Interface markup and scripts
"""

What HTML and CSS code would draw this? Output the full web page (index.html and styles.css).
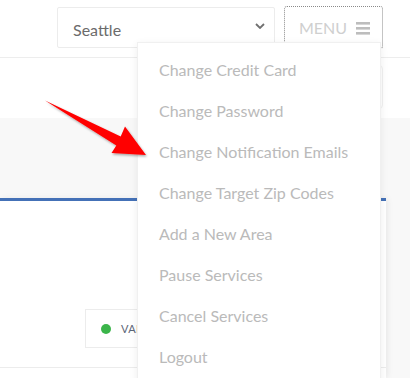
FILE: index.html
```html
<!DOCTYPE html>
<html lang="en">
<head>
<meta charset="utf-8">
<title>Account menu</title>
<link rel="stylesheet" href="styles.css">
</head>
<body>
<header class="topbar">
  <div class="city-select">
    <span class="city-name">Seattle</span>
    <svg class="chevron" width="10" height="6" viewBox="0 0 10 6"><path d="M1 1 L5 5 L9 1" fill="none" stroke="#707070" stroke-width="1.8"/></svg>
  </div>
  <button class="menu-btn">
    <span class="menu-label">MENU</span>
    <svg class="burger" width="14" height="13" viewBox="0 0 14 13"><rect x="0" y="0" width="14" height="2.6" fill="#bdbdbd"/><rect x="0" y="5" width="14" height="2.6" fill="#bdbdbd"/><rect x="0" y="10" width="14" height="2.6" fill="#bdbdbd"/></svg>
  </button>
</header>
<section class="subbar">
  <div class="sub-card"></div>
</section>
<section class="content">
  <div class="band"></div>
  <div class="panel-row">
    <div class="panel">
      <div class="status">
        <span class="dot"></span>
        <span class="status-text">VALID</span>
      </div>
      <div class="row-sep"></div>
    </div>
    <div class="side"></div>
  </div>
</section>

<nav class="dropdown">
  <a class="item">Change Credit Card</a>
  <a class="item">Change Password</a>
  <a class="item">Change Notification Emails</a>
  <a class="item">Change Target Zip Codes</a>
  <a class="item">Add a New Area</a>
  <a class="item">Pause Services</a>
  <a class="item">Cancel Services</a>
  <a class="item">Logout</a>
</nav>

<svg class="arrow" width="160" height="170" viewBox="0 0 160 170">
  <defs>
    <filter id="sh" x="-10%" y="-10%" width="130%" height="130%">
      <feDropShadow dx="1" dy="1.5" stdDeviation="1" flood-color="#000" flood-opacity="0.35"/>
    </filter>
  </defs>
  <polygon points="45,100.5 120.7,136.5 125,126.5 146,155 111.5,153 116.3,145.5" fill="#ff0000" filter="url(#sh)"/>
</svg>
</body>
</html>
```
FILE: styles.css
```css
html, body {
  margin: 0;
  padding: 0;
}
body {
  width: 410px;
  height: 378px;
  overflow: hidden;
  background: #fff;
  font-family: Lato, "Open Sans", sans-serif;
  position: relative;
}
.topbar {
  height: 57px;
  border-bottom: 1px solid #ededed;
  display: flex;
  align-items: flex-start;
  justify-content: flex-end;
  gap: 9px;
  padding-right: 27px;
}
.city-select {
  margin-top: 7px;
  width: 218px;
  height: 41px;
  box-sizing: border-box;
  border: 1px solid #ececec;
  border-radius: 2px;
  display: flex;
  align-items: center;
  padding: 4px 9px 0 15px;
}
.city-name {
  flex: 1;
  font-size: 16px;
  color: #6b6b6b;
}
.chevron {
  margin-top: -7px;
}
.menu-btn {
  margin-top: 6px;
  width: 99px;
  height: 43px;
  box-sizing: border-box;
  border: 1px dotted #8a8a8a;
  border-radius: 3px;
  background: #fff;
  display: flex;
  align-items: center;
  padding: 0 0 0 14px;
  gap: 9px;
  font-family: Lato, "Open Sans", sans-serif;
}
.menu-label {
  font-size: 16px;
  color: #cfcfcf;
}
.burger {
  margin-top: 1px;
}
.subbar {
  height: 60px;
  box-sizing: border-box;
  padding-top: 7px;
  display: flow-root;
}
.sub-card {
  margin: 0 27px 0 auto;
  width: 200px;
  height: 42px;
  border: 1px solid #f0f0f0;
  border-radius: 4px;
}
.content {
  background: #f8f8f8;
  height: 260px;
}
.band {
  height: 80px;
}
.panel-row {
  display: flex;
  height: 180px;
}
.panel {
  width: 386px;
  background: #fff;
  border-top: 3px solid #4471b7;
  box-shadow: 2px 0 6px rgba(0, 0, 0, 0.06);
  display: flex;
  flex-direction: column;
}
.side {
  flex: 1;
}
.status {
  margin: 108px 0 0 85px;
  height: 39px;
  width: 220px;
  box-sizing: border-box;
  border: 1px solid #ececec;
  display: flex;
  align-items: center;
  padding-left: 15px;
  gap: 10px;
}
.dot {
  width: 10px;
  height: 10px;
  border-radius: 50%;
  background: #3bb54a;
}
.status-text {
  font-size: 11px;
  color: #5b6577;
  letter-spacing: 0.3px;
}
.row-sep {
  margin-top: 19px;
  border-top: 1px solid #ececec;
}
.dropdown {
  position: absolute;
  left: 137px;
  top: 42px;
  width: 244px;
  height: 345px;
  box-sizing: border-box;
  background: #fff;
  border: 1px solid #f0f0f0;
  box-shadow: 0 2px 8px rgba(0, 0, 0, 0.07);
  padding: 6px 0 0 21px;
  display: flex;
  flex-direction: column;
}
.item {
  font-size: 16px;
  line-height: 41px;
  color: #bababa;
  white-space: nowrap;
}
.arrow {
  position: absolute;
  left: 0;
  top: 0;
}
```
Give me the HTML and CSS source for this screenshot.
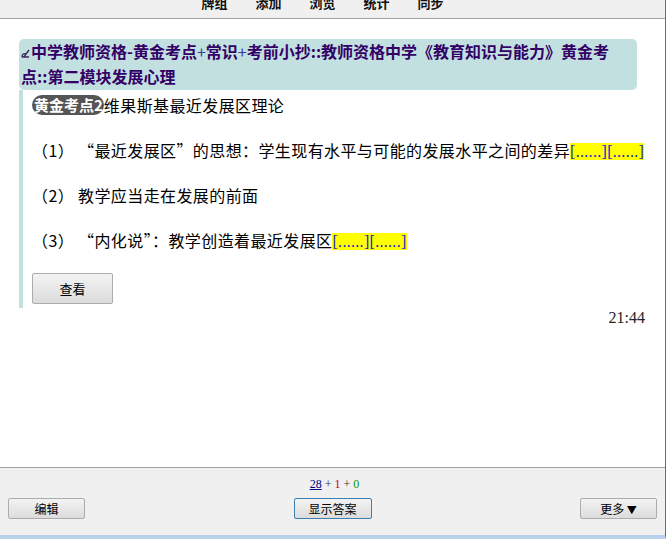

"""

Restate the records word for word, omitting images.

What HTML and CSS code would draw this? Output the full web page (index.html and styles.css).
FILE: index.html
```html
<!DOCTYPE html>
<html lang="en">
<head>
<meta charset="utf-8">
<title>Account menu</title>
<link rel="stylesheet" href="styles.css">
</head>
<body>
<header class="topbar">
  <div class="city-select">
    <span class="city-name">Seattle</span>
    <svg class="chevron" width="10" height="6" viewBox="0 0 10 6"><path d="M1 1 L5 5 L9 1" fill="none" stroke="#707070" stroke-width="1.8"/></svg>
  </div>
  <button class="menu-btn">
    <span class="menu-label">MENU</span>
    <svg class="burger" width="14" height="13" viewBox="0 0 14 13"><rect x="0" y="0" width="14" height="2.6" fill="#bdbdbd"/><rect x="0" y="5" width="14" height="2.6" fill="#bdbdbd"/><rect x="0" y="10" width="14" height="2.6" fill="#bdbdbd"/></svg>
  </button>
</header>
<section class="subbar">
  <div class="sub-card"></div>
</section>
<section class="content">
  <div class="band"></div>
  <div class="panel-row">
    <div class="panel">
      <div class="status">
        <span class="dot"></span>
        <span class="status-text">VALID</span>
      </div>
      <div class="row-sep"></div>
    </div>
    <div class="side"></div>
  </div>
</section>

<nav class="dropdown">
  <a class="item">Change Credit Card</a>
  <a class="item">Change Password</a>
  <a class="item">Change Notification Emails</a>
  <a class="item">Change Target Zip Codes</a>
  <a class="item">Add a New Area</a>
  <a class="item">Pause Services</a>
  <a class="item">Cancel Services</a>
  <a class="item">Logout</a>
</nav>

<svg class="arrow" width="160" height="170" viewBox="0 0 160 170">
  <defs>
    <filter id="sh" x="-10%" y="-10%" width="130%" height="130%">
      <feDropShadow dx="1" dy="1.5" stdDeviation="1" flood-color="#000" flood-opacity="0.35"/>
    </filter>
  </defs>
  <polygon points="45,100.5 120.7,136.5 125,126.5 146,155 111.5,153 116.3,145.5" fill="#ff0000" filter="url(#sh)"/>
</svg>
</body>
</html>
```
FILE: styles.css
```css
html, body {
  margin: 0;
  padding: 0;
}
body {
  width: 410px;
  height: 378px;
  overflow: hidden;
  background: #fff;
  font-family: Lato, "Open Sans", sans-serif;
  position: relative;
}
.topbar {
  height: 57px;
  border-bottom: 1px solid #ededed;
  display: flex;
  align-items: flex-start;
  justify-content: flex-end;
  gap: 9px;
  padding-right: 27px;
}
.city-select {
  margin-top: 7px;
  width: 218px;
  height: 41px;
  box-sizing: border-box;
  border: 1px solid #ececec;
  border-radius: 2px;
  display: flex;
  align-items: center;
  padding: 4px 9px 0 15px;
}
.city-name {
  flex: 1;
  font-size: 16px;
  color: #6b6b6b;
}
.chevron {
  margin-top: -7px;
}
.menu-btn {
  margin-top: 6px;
  width: 99px;
  height: 43px;
  box-sizing: border-box;
  border: 1px dotted #8a8a8a;
  border-radius: 3px;
  background: #fff;
  display: flex;
  align-items: center;
  padding: 0 0 0 14px;
  gap: 9px;
  font-family: Lato, "Open Sans", sans-serif;
}
.menu-label {
  font-size: 16px;
  color: #cfcfcf;
}
.burger {
  margin-top: 1px;
}
.subbar {
  height: 60px;
  box-sizing: border-box;
  padding-top: 7px;
  display: flow-root;
}
.sub-card {
  margin: 0 27px 0 auto;
  width: 200px;
  height: 42px;
  border: 1px solid #f0f0f0;
  border-radius: 4px;
}
.content {
  background: #f8f8f8;
  height: 260px;
}
.band {
  height: 80px;
}
.panel-row {
  display: flex;
  height: 180px;
}
.panel {
  width: 386px;
  background: #fff;
  border-top: 3px solid #4471b7;
  box-shadow: 2px 0 6px rgba(0, 0, 0, 0.06);
  display: flex;
  flex-direction: column;
}
.side {
  flex: 1;
}
.status {
  margin: 108px 0 0 85px;
  height: 39px;
  width: 220px;
  box-sizing: border-box;
  border: 1px solid #ececec;
  display: flex;
  align-items: center;
  padding-left: 15px;
  gap: 10px;
}
.dot {
  width: 10px;
  height: 10px;
  border-radius: 50%;
  background: #3bb54a;
}
.status-text {
  font-size: 11px;
  color: #5b6577;
  letter-spacing: 0.3px;
}
.row-sep {
  margin-top: 19px;
  border-top: 1px solid #ececec;
}
.dropdown {
  position: absolute;
  left: 137px;
  top: 42px;
  width: 244px;
  height: 345px;
  box-sizing: border-box;
  background: #fff;
  border: 1px solid #f0f0f0;
  box-shadow: 0 2px 8px rgba(0, 0, 0, 0.07);
  padding: 6px 0 0 21px;
  display: flex;
  flex-direction: column;
}
.item {
  font-size: 16px;
  line-height: 41px;
  color: #bababa;
  white-space: nowrap;
}
.arrow {
  position: absolute;
  left: 0;
  top: 0;
}
```
Give me the HTML and CSS source for this screenshot.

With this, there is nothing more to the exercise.